* **DATASET CONTENT**:

— Start —

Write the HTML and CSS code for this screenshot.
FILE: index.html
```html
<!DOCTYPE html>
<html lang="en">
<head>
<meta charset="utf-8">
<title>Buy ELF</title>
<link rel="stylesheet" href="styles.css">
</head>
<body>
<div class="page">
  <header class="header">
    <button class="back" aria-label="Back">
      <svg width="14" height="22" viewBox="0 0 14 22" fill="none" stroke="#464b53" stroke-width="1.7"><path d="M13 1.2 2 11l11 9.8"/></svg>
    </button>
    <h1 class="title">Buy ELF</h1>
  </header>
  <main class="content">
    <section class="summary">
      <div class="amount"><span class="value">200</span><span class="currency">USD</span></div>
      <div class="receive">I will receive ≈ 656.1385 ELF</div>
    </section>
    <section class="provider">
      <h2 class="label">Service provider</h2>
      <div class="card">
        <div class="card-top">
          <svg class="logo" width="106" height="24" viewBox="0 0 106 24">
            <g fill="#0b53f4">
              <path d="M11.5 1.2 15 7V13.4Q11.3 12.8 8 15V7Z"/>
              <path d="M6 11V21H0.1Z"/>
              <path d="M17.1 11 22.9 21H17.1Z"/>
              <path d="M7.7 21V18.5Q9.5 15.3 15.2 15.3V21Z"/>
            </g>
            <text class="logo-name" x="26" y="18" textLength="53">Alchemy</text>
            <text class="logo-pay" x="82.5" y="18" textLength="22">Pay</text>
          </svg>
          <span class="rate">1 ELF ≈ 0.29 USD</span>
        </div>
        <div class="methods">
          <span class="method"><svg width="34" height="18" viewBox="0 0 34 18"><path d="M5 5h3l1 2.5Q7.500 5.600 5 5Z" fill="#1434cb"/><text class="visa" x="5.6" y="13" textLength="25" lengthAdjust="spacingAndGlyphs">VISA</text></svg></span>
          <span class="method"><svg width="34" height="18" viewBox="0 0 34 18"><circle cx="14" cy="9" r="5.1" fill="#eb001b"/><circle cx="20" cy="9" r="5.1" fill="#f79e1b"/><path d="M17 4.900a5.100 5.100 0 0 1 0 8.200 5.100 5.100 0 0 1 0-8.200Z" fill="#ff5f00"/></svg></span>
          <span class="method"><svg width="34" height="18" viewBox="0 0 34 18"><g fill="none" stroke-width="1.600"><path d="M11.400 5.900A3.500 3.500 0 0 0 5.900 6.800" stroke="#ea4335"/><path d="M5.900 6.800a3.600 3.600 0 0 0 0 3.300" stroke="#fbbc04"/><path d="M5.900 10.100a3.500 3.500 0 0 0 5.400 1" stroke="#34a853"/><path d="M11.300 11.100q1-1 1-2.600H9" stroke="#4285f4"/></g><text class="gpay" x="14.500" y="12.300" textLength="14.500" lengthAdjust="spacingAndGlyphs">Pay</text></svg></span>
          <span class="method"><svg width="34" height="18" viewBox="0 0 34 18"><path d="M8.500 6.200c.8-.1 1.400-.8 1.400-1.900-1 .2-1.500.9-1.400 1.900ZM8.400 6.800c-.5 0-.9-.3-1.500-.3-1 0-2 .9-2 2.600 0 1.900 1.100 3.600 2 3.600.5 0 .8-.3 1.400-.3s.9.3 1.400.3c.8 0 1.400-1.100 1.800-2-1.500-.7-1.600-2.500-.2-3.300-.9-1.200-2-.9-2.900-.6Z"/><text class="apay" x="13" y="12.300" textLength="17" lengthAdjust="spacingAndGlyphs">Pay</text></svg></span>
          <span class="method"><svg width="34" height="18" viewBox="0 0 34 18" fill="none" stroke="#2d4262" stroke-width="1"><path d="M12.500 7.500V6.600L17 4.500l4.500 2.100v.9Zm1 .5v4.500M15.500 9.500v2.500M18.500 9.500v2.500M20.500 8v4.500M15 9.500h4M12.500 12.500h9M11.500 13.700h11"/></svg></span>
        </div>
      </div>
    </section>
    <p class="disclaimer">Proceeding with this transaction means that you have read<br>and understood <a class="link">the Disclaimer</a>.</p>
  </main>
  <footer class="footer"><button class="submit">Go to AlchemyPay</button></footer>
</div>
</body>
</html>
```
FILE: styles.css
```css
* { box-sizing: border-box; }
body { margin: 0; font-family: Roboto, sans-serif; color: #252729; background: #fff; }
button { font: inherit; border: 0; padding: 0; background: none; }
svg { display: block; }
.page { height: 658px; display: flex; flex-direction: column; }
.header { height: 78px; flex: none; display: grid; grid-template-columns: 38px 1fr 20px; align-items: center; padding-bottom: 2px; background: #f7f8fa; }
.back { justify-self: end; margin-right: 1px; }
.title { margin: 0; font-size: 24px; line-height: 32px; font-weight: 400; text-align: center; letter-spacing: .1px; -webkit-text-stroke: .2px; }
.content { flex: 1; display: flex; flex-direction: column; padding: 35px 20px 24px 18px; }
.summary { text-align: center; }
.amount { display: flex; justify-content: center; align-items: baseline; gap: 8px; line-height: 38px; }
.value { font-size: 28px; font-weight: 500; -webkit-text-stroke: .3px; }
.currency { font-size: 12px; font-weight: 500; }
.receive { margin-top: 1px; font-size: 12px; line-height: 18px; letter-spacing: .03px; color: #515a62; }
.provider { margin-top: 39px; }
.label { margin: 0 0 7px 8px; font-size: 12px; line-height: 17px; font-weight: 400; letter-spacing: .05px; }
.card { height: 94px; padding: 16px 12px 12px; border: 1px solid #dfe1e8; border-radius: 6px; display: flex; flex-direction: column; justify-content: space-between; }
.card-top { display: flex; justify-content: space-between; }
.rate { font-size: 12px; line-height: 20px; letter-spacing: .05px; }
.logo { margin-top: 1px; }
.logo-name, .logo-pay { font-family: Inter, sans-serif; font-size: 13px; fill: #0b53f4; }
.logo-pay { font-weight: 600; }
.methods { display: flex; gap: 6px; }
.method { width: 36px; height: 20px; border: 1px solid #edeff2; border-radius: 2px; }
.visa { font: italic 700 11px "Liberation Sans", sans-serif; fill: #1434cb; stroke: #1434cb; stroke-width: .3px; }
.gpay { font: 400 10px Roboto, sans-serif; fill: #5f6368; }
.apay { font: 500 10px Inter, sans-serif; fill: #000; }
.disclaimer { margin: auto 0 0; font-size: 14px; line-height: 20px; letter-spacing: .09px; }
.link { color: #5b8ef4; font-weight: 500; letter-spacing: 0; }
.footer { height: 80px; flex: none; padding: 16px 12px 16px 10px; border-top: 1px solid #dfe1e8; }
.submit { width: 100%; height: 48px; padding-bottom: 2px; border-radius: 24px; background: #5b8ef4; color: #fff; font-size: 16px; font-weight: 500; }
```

— End —

* **STATED GOAL**:
Write the listing out again, exactly as shown above.

* **RIGHT ANSWER**:
Write the HTML and CSS code for this screenshot.
FILE: index.html
```html
<!DOCTYPE html>
<html lang="en">
<head>
<meta charset="utf-8">
<title>Buy ELF</title>
<link rel="stylesheet" href="styles.css">
</head>
<body>
<div class="page">
  <header class="header">
    <button class="back" aria-label="Back">
      <svg width="14" height="22" viewBox="0 0 14 22" fill="none" stroke="#464b53" stroke-width="1.7"><path d="M13 1.2 2 11l11 9.8"/></svg>
    </button>
    <h1 class="title">Buy ELF</h1>
  </header>
  <main class="content">
    <section class="summary">
      <div class="amount"><span class="value">200</span><span class="currency">USD</span></div>
      <div class="receive">I will receive ≈ 656.1385 ELF</div>
    </section>
    <section class="provider">
      <h2 class="label">Service provider</h2>
      <div class="card">
        <div class="card-top">
          <svg class="logo" width="106" height="24" viewBox="0 0 106 24">
            <g fill="#0b53f4">
              <path d="M11.5 1.2 15 7V13.4Q11.3 12.8 8 15V7Z"/>
              <path d="M6 11V21H0.1Z"/>
              <path d="M17.1 11 22.9 21H17.1Z"/>
              <path d="M7.7 21V18.5Q9.5 15.3 15.2 15.3V21Z"/>
            </g>
            <text class="logo-name" x="26" y="18" textLength="53">Alchemy</text>
            <text class="logo-pay" x="82.5" y="18" textLength="22">Pay</text>
          </svg>
          <span class="rate">1 ELF ≈ 0.29 USD</span>
        </div>
        <div class="methods">
          <span class="method"><svg width="34" height="18" viewBox="0 0 34 18"><path d="M5 5h3l1 2.5Q7.500 5.600 5 5Z" fill="#1434cb"/><text class="visa" x="5.6" y="13" textLength="25" lengthAdjust="spacingAndGlyphs">VISA</text></svg></span>
          <span class="method"><svg width="34" height="18" viewBox="0 0 34 18"><circle cx="14" cy="9" r="5.1" fill="#eb001b"/><circle cx="20" cy="9" r="5.1" fill="#f79e1b"/><path d="M17 4.900a5.100 5.100 0 0 1 0 8.200 5.100 5.100 0 0 1 0-8.200Z" fill="#ff5f00"/></svg></span>
          <span class="method"><svg width="34" height="18" viewBox="0 0 34 18"><g fill="none" stroke-width="1.600"><path d="M11.400 5.900A3.500 3.500 0 0 0 5.900 6.800" stroke="#ea4335"/><path d="M5.900 6.800a3.600 3.600 0 0 0 0 3.300" stroke="#fbbc04"/><path d="M5.900 10.100a3.500 3.500 0 0 0 5.400 1" stroke="#34a853"/><path d="M11.300 11.100q1-1 1-2.600H9" stroke="#4285f4"/></g><text class="gpay" x="14.500" y="12.300" textLength="14.500" lengthAdjust="spacingAndGlyphs">Pay</text></svg></span>
          <span class="method"><svg width="34" height="18" viewBox="0 0 34 18"><path d="M8.500 6.200c.8-.1 1.400-.8 1.400-1.900-1 .2-1.500.9-1.400 1.900ZM8.400 6.800c-.5 0-.9-.3-1.500-.3-1 0-2 .9-2 2.600 0 1.900 1.100 3.600 2 3.600.5 0 .8-.3 1.400-.3s.9.3 1.400.3c.8 0 1.400-1.100 1.800-2-1.500-.7-1.600-2.500-.2-3.300-.9-1.200-2-.9-2.900-.6Z"/><text class="apay" x="13" y="12.300" textLength="17" lengthAdjust="spacingAndGlyphs">Pay</text></svg></span>
          <span class="method"><svg width="34" height="18" viewBox="0 0 34 18" fill="none" stroke="#2d4262" stroke-width="1"><path d="M12.500 7.500V6.600L17 4.500l4.500 2.100v.9Zm1 .5v4.500M15.500 9.500v2.500M18.500 9.500v2.500M20.500 8v4.500M15 9.500h4M12.500 12.500h9M11.500 13.700h11"/></svg></span>
        </div>
      </div>
    </section>
    <p class="disclaimer">Proceeding with this transaction means that you have read<br>and understood <a class="link">the Disclaimer</a>.</p>
  </main>
  <footer class="footer"><button class="submit">Go to AlchemyPay</button></footer>
</div>
</body>
</html>
```
FILE: styles.css
```css
* { box-sizing: border-box; }
body { margin: 0; font-family: Roboto, sans-serif; color: #252729; background: #fff; }
button { font: inherit; border: 0; padding: 0; background: none; }
svg { display: block; }
.page { height: 658px; display: flex; flex-direction: column; }
.header { height: 78px; flex: none; display: grid; grid-template-columns: 38px 1fr 20px; align-items: center; padding-bottom: 2px; background: #f7f8fa; }
.back { justify-self: end; margin-right: 1px; }
.title { margin: 0; font-size: 24px; line-height: 32px; font-weight: 400; text-align: center; letter-spacing: .1px; -webkit-text-stroke: .2px; }
.content { flex: 1; display: flex; flex-direction: column; padding: 35px 20px 24px 18px; }
.summary { text-align: center; }
.amount { display: flex; justify-content: center; align-items: baseline; gap: 8px; line-height: 38px; }
.value { font-size: 28px; font-weight: 500; -webkit-text-stroke: .3px; }
.currency { font-size: 12px; font-weight: 500; }
.receive { margin-top: 1px; font-size: 12px; line-height: 18px; letter-spacing: .03px; color: #515a62; }
.provider { margin-top: 39px; }
.label { margin: 0 0 7px 8px; font-size: 12px; line-height: 17px; font-weight: 400; letter-spacing: .05px; }
.card { height: 94px; padding: 16px 12px 12px; border: 1px solid #dfe1e8; border-radius: 6px; display: flex; flex-direction: column; justify-content: space-between; }
.card-top { display: flex; justify-content: space-between; }
.rate { font-size: 12px; line-height: 20px; letter-spacing: .05px; }
.logo { margin-top: 1px; }
.logo-name, .logo-pay { font-family: Inter, sans-serif; font-size: 13px; fill: #0b53f4; }
.logo-pay { font-weight: 600; }
.methods { display: flex; gap: 6px; }
.method { width: 36px; height: 20px; border: 1px solid #edeff2; border-radius: 2px; }
.visa { font: italic 700 11px "Liberation Sans", sans-serif; fill: #1434cb; stroke: #1434cb; stroke-width: .3px; }
.gpay { font: 400 10px Roboto, sans-serif; fill: #5f6368; }
.apay { font: 500 10px Inter, sans-serif; fill: #000; }
.disclaimer { margin: auto 0 0; font-size: 14px; line-height: 20px; letter-spacing: .09px; }
.link { color: #5b8ef4; font-weight: 500; letter-spacing: 0; }
.footer { height: 80px; flex: none; padding: 16px 12px 16px 10px; border-top: 1px solid #dfe1e8; }
.submit { width: 100%; height: 48px; padding-bottom: 2px; border-radius: 24px; background: #5b8ef4; color: #fff; font-size: 16px; font-weight: 500; }
```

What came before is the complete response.